Sonderbooks Book Review of

The Last Cuentista

by Donna Barba Higuera

The Last Cuentista

by Donna Barba Higuera

Review posted June 10, 2022.
Levine Querido, 2021. 320 pages.
Review written April 6, 2022, from my own copy, purchased via
2022 Newbery Medal Winner

The Last Cuentista won the Newbery Medal. Everyone should read it. The writing is lyrical, lush, and gorgeous. It talks about the power of Story, greater than anything.

As the story begins, Petra and her family are getting ready to leave earth. She misses her grandmother Lita, who told her a story about Halley's Comet as a fire snake with bad eyesight that accidentally hit its mother, earth, and destroyed it.

It feels wrong to be sneaking off Earth while so many are left behind. They don't even inform my parents of our destination until the day before. Dad says Pleiades had been storing their ships in a massive underground facility at the old Denver airport -- they weren't supposed to leave Earth on their first official trip for another two years. The maiden test flights into nearby space a few months earlier had been successful, but because we're now leaving so suddenly, this will be the first interstellar journey.

If a solar flare hadn't shifted the comet off course a week earlier, we'd be watching Fire Snake harmlessly pass Earth in a few days like it had since the beginning of time.

Petra and her brother Javier are prepared to go into a stasis pod. They will sleep for three hundred and eighty years and wake up ready to go to a new planet, named Sagan, where another ship has already gone to terraform. Scientists like Petra's parents will help set up life on the new settlement -- and Petra and Javier have custom programming that will go into their brains while in stasis, so they will wake up scientific experts as well.

As they go into stasis, Petra learns that her desired elective -- storytelling -- was overridden by her parents. She doesn't want to be a scientist. She wants to be a Cuentista like her grandmother.

Not everyone on the spaceship will be in stasis. The Monitors will spend their lives in space making sure that those in the pods are safe.

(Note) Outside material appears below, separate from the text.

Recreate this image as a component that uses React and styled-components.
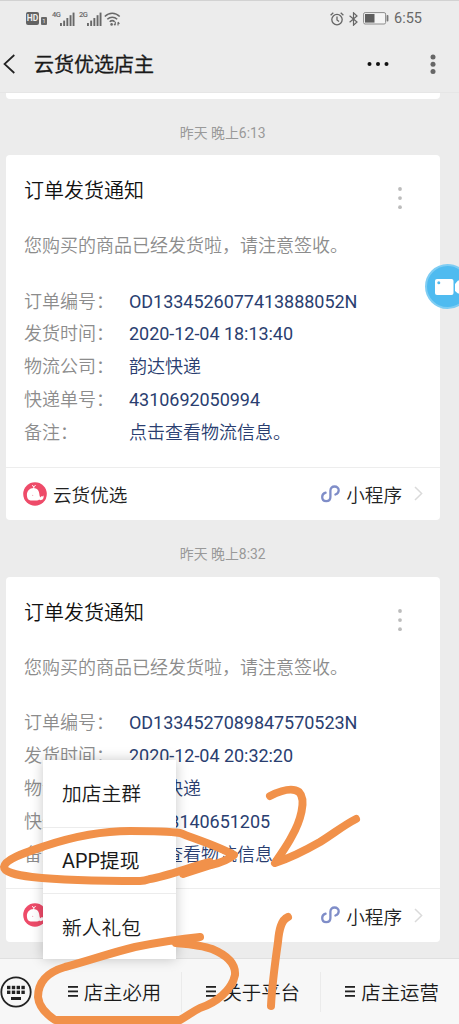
import React from "react";
import styled, { createGlobalStyle } from "styled-components";

const orders = [
	{
		id: 1,
		time: "昨天 晚上6:13",
		rows: [
			["订单编号：", "OD1334526077413888052N"],
			["发货时间：", "2020-12-04 18:13:40"],
			["物流公司：", "韵达快递"],
			["快递单号：", "4310692050994"],
			["备注：", "点击查看物流信息。"],
		],
	},
	{
		id: 2,
		time: "昨天 晚上8:32",
		rows: [
			["订单编号：", "OD1334527089847570523N"],
			["发货时间：", "2020-12-04 20:32:20"],
			["物流公司：", "韵达快递"],
			["快递单号：", "43103140651205"],
			["备注：", "点击查看物流信息。"],
		],
	},
];

const popupItems = ["加店主群", "APP提现", "新人礼包"];
const menuItems = ["店主必用", "关于平台", "店主运营"];

const hasLatin = (text) => /[A-Z0-9]/.test(text);

/* ================ */
/* Icons            */
/* ================ */
const Signal = () => (
	<svg width="15" height="14" viewBox="0 0 15 14" fill="#686868">
		<rect x="0" y="11" width="1.9" height="3" />
		<rect x="3.2" y="8.6" width="1.9" height="5.4" />
		<rect x="6.4" y="6" width="1.9" height="8" />
		<rect x="9.6" y="3.2" width="1.9" height="10.8" />
		<rect x="12.6" y="0.6" width="1.9" height="13.4" />
	</svg>
);

const WifiIcon = () => (
	<svg width="17" height="14" viewBox="0 0 17 14" fill="none" stroke="#686868" strokeWidth="1.5">
		<path d="M.8 4.6C5 .2 11.4 .2 15.7 4.6" />
		<path d="M3.3 7.3c2.9-2.9 7-2.9 9.9 0" />
		<path d="M5.7 9.8c1.5-1.4 3.6-1.4 5 0" />
		<circle cx="7.6" cy="12.4" r="1.3" fill="#686868" stroke="none" />
		<path d="M11.3 9.8v3M11.3 13.4l-1.3-1.6M14 13.6v-3M14 10l1.4 1.8" strokeWidth="1.1" />
	</svg>
);

const AlarmIcon = () => (
	<svg width="14" height="14" viewBox="0 0 14 14" fill="none" stroke="#666" strokeWidth="1.3">
		<circle cx="7" cy="7.6" r="5.2" />
		<path d="M7 4.6v3.3l2 1.5M.6 3.2 3.3.8M13.4 3.2 10.7.8" />
	</svg>
);

const BluetoothIcon = () => (
	<svg width="9" height="14" viewBox="0 0 9 14" fill="none" stroke="#666" strokeWidth="1.2">
		<path d="M.6 3.8 8 10 4.5 13.2V.8L8 4 .6 10.2" />
	</svg>
);

const BatteryIcon = () => (
	<svg width="26" height="13" viewBox="0 0 26 13">
		<rect x=".6" y=".6" width="22" height="11.4" rx="1.5" fill="#f4f4f4" stroke="#8c8c8c" />
		<rect x="2" y="2" width="9.5" height="8.6" fill="#5e5e5e" />
		<rect x="23.6" y="3" width="1.8" height="6.6" rx=".8" fill="#777" />
	</svg>
);

const BackIcon = () => (
	<svg width="13" height="20" viewBox="0 0 13 20" fill="none" stroke="#222" strokeWidth="1.7">
		<path d="M11.3 1 1.5 10l9.8 9" />
	</svg>
);

const MoreIcon = () => (
	<svg width="24" height="6" viewBox="0 0 24 6" fill="#111">
		<circle cx="3.5" cy="3" r="2" />
		<circle cx="12" cy="3" r="2" />
		<circle cx="20.5" cy="3" r="2" />
	</svg>
);

const VerticalDots = ({ gap, r, color }) => (
	<svg width="6" height={gap * 2 + 6} fill={color}>
		<circle cx="3" cy="3" r={r} />
		<circle cx="3" cy={3 + gap} r={r} />
		<circle cx="3" cy={3 + gap * 2} r={r} />
	</svg>
);

const WhaleLogo = () => (
	<svg width="24" height="24" viewBox="0 0 24 24">
		<circle cx="12" cy="12" r="11.8" fill="#ee4b69" />
		<path
			d="M3.9 13.2C3.9 9 6.7 6.100 10.400 6.100c3.700 0 5.900 2.800 6 6.500.1 1.900.8 2.900 1.900 2.500l-.5-1.200 1.500.5 1.300-1c.3 2.600-.6 4.500-2.700 4.700-.7.100-1.200-.1-1.700-.5-.5.600-1.300.9-2.300.9H7.600c-2.300-.1-3.700-2.400-3.700-5.300z"
			fill="#fff"
		/>
		<path d="M10.8 6.5V4.2M10.8 4.6 9 3.4M10.8 4.6l1.9-1.2" stroke="#fff" strokeWidth="1" fill="none" />
		<circle cx="9.7" cy="13.3" r=".6" fill="#f3a4b2" />
	</svg>
);

const MiniProgramIcon = () => (
	<svg width="19" height="18" viewBox="0 0 19 18" fill="none" stroke="#7f8dc8" strokeWidth="2.3" strokeLinecap="round">
		<path d="M4.6 7.7C2.5 8.3 1.2 9.9 1.2 12c0 2.5 1.7 4.2 4 4.2 2.4 0 4.2-1.6 4.2-4.1V5.7c0-2.5 1.8-4.2 4.2-4.2 2.3 0 4.1 1.5 4.1 3.8 0 2.1-1.3 3.6-3.3 4.2" />
	</svg>
);

const ArrowIcon = () => (
	<svg width="9" height="15" viewBox="0 0 9 15" fill="none" stroke="#dadada" strokeWidth="1.5">
		<path d="M1 1l6.6 6.5L1 14" />
	</svg>
);

const KeyboardIcon = () => (
	<svg width="32" height="32" viewBox="0 0 32 32">
		<circle cx="16" cy="16" r="14.7" fill="none" stroke="#222" strokeWidth="1.8" />
		<g fill="#222">
			{[7, 11.8, 16.6, 21.4].map((x) => (
				<React.Fragment key={x}>
					<rect x={x} y="9.8" width="3.4" height="3.4" />
					<rect x={x} y="14.6" width="3.4" height="3.4" />
				</React.Fragment>
			))}
			<rect x="11" y="21" width="10" height="3" />
		</g>
	</svg>
);

const BarsIcon = () => (
	<svg width="10" height="11" viewBox="0 0 10 11" fill="#222">
		<rect width="10" height="1.8" />
		<rect y="4.5" width="10" height="1.8" />
		<rect y="9" width="10" height="1.8" />
	</svg>
);

const CameraIcon = () => (
	<svg width="28" height="18" viewBox="0 0 28 18" fill="#fff">
		<rect x="0" y="1" width="18.5" height="16" rx="2" />
		<path d="M20 6l3-3.500h5v13h-5L20 13z" />
		<circle cx="3.800" cy="4.700" r="1.500" fill="#53b9ec" />
	</svg>
);

/* ================ */
/* Order Card       */
/* ================ */
const OrderCard = ({ rows }) => (
	<Card>
		<CardBody>
			<CardHead>
				<CardTitle>订单发货通知</CardTitle>
				<VerticalDots gap={9.1} r={1.9} color="#bcbcbc" />
			</CardHead>
			<Intro>您购买的商品已经发货啦，请注意签收。</Intro>
			{rows.map(([label, value]) => (
				<Row key={label}>
					<Label>{label}</Label>
					<Value $light={!hasLatin(value)}>{value}</Value>
				</Row>
			))}
		</CardBody>
		<CardFooter>
			<WhaleLogo />
			<ShopName>云货优选</ShopName>
			<MiniProgramIcon />
			<MiniText>小程序</MiniText>
			<ArrowIcon />
		</CardFooter>
	</Card>
);

const App = () => {
	return (
		<Screen>
			<GlobalStyle />
			<StatusBar>
				<HdBadge>HD</HdBadge>
				<SimBadge>1</SimBadge>
				<Network>4G</Network>
				<Signal />
				<Network $second>2G</Network>
				<Signal />
				<WifiBox>
					<WifiIcon />
				</WifiBox>
				<StatusRight>
					<AlarmIcon />
					<BluetoothIcon />
					<BatteryIcon />
					<Clock>6:55</Clock>
				</StatusRight>
			</StatusBar>

			<Header>
				<BackIcon />
				<HeaderTitle>云货优选店主</HeaderTitle>
				<MoreIcon />
				<VerticalDots gap={7.2} r={2.5} color="#666" />
			</Header>

			<Chat>
				<PreviousCard />
				{orders.map((order) => (
					<React.Fragment key={order.id}>
						<TimeStamp>{order.time}</TimeStamp>
						<OrderCard rows={order.rows} />
					</React.Fragment>
				))}
			</Chat>

			<BottomBar>
				<KeyboardButton>
					<KeyboardIcon />
				</KeyboardButton>
				{menuItems.map((item) => (
					<MenuItem key={item}>
						<BarsIcon />
						{item}
					</MenuItem>
				))}
				<Popup>
					{popupItems.map((item) => (
						<PopupItem key={item} $light={!hasLatin(item)}>
							{item}
						</PopupItem>
					))}
				</Popup>
			</BottomBar>

			<RecordButton>
				<CameraIcon />
			</RecordButton>

			{/* Hand drawn marks */}
			<Marks viewBox="0 0 459 1024">
				<path d="M150 879C147 880 143 881 140 881C100 881 60 880 32 877C16 875 4 872 4 867C5 859 24 853 45 846C72 837 100 831 130 831C152 831 166 831 180 833C198 840 218 846 234 855C227 861 220 863 211 865L183 874L210 862C190 867 168 876 150 879" />
				<path d="M200 937C180 939 160 942 135 947C110 953 85 962 65 967C48 972 38 982 38 997C39 1007 46 1014 55 1020H180C190 1014 192 1012 200 1008C216 1003 232 990 235 975C236 962 224 954 212 949C202 945 188 944 176 943" />
				<path d="M270 796C280 791 292 787 299 792C307 800 300 822 292 836C287 846 280 855 275 863C290 858 306 850 320 842C333 834 344 825 356 819" />
				<path d="M288 917C281 920 279 930 278 942C275 963 272 985 271 1006" />
			</Marks>
		</Screen>
	);
};

const GlobalStyle = createGlobalStyle`
	* {
		box-sizing: border-box;
	}

	body {
		margin: 0;
		background: #ececec;
		font-family: Roboto, "Noto Sans CJK SC", sans-serif;
	}

	svg {
		display: block;
		flex-shrink: 0;
	}
`;

const Screen = styled.div`
	position: relative;
	display: flex;
	flex-direction: column;
	width: 459px;
	height: 1024px;
	overflow: hidden;
	background: #ececec;
	white-space: nowrap;
`;

const StatusBar = styled.div`
	display: flex;
	align-items: center;
	height: 36px;
	padding: 0 37px 0 26px;
	border-top: 1px solid #d2d2d2;
	color: #686868;
`;

const HdBadge = styled.span`
	width: 13px;
	height: 13px;
	border-radius: 2px;
	background: #626262;
	color: #eee;
	font-size: 8.5px;
	font-weight: 700;
	line-height: 13px;
	text-align: center;
`;

const SimBadge = styled.span`
	width: 6px;
	height: 8px;
	margin: 4px 4px 0 2px;
	border-radius: 1px;
	background: #686868;
	color: #eee;
	font-size: 6px;
	line-height: 8px;
	text-align: center;
`;

const Network = styled.span`
	width: 8px;
	height: 16px;
	margin-left: ${(props) => (props.$second ? "4px" : "1px")};
	font-size: 7.5px;
	font-weight: 500;
	letter-spacing: -0.5px;
	line-height: 8px;
`;

const WifiBox = styled.div`
	margin-left: 2px;
`;

const StatusRight = styled.div`
	display: flex;
	align-items: center;
	gap: 5px;
	margin-left: auto;
`;

const Clock = styled.span`
	font-size: 14.5px;
	line-height: 18px;
`;

const Header = styled.header`
	display: flex;
	align-items: center;
	height: 56px;
	padding: 0 23px 0 3px;

	> svg:last-child {
		margin-left: 40px;
	}
`;

const HeaderTitle = styled.h1`
	flex: 1;
	margin: 2px 0 0 18px;
	color: #1a1a1a;
	font-size: 20px;
	font-weight: 400;
	line-height: 28px;
	-webkit-text-stroke: 0.3px #1a1a1a;
`;

const Chat = styled.main`
	height: 866px;
	padding: 0 19px 0 5.5px;
	border-top: 1px solid #e6e6e6;
`;

const PreviousCard = styled.div`
	height: 5.5px;
	border-radius: 0 0 4px 4px;
	background: #fff;
`;

const TimeStamp = styled.div`
	height: 56.5px;
	padding: 5px 0 0;
	color: #999;
	font-size: 13.9px;
	line-height: 58px;
	text-align: center;
`;

const Card = styled.section`
	height: 365px;
	border-radius: 4px;
	background: #fff;
`;

const CardBody = styled.div`
	height: 312.5px;
	padding: 21px 18.5px 0;
	border-bottom: 1px solid #ededed;
`;

const CardHead = styled.div`
	display: flex;
	justify-content: space-between;
	height: 55px;
	padding-right: 19px;

	svg {
		margin-top: 10px;
	}
`;

const CardTitle = styled.h2`
	margin: 0;
	color: #111;
	font-size: 20px;
	font-weight: 350;
	line-height: 31px;
`;

const Intro = styled.p`
	height: 53.5px;
	margin: 0;
	color: #8c8c8c;
	font-size: 18px;
	font-weight: 350;
	line-height: 30px;
`;

const Row = styled.div`
	display: flex;
	height: 32.9px;
	font-size: 18px;
	line-height: 33px;
`;

const Label = styled.span`
	width: 105px;
	color: #8c8c8c;
	font-weight: 350;
	line-height: 34px;
`;

const Value = styled.span`
	color: #2a3e70;
	font-weight: ${(props) => (props.$light ? 350 : 400)};
	letter-spacing: ${(props) => (props.$light ? "0" : "-0.04px")};
	line-height: ${(props) => (props.$light ? "34px" : "33px")};
`;

const CardFooter = styled.div`
	display: flex;
	align-items: center;
	height: 52.5px;
	padding: 0 17px 0 17.5px;
	color: #222;
	font-size: 18.6px;
	font-weight: 350;
`;

const ShopName = styled.span`
	flex: 1;
	margin-left: 6px;
`;

const MiniText = styled.span`
	margin: 0 12px 0 6px;
`;

const BottomBar = styled.footer`
	position: relative;
	display: flex;
	align-items: center;
	height: 66px;
	border-top: 1px solid #e0e0e0;
	background: #f7f7f7;
`;

const KeyboardButton = styled.div`
	width: 44px;
	margin-left: -0.5px;
`;

const MenuItem = styled.div`
	display: flex;
	flex: 1;
	align-items: center;
	justify-content: center;
	gap: 6px;
	height: 40px;
	padding-left: 4px;
	color: #1a1a1a;
	font-size: 19.4px;
	font-weight: 350;

	& + & {
		border-left: 1px solid #ebebeb;
	}
`;

const Popup = styled.div`
	position: absolute;
	bottom: 65px;
	left: 43px;
	width: 132.5px;
	background: #fff;
	box-shadow: 0 0 12px rgba(0, 0, 0, 0.22);
`;

const PopupItem = styled.div`
	height: 66.2px;
	padding-left: 19px;
	color: #1a1a1a;
	font-size: 19.8px;
	font-weight: ${(props) => (props.$light ? 350 : 400)};
	line-height: ${(props) => (props.$light ? "69px" : "67px")};

	& + & {
		border-top: 1px solid #ececec;
	}
`;

const RecordButton = styled.div`
	position: absolute;
	top: 264px;
	left: 425px;
	display: flex;
	align-items: center;
	width: 45px;
	height: 45px;
	padding-left: 8px;
	border: 2px solid #7fcdf3;
	border-radius: 50%;
	background: #4fbbf0;
`;

const Marks = styled.svg`
	position: absolute;
	inset: 0;
	width: 459px;
	height: 1024px;
	fill: none;
	stroke: #f1914a;
	stroke-width: 8px;
	stroke-linecap: round;
	stroke-linejoin: round;
	pointer-events: none;
`;

export default App;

But something goes wrong from the very start when Petra is supposed to go to sleep. And when she wakes up, near the planet, she discovers the Collective has taken over. They expect her to answer to the name Zeta-1 and serve the Collective.

The story is compelling and beautifully written. But I had problems with it that I've had with other dystopian fiction. I couldn't get around my questions of why? Why would the Collective want to ban memories of earth and ban stories? The explanation given was that earth was a place of war and they were starting over, but I didn't buy it. I didn't think people leaving their home planet would want to forget everything.

I also couldn't really bring myself to believe in the magic technology that could reprogram brains -- and somehow didn't work on Petra. And Petra could make people remember despite that. So although I see the amazing craft in the book, I could never quite suspend my disbelief and really believe it would happen that way.

But it won the Newbery. So there are many people who didn't have any problem with those things. Try it yourself! Read this beautiful story and then tell me what you think: Were you pulled into this tale of the last survivors of humankind?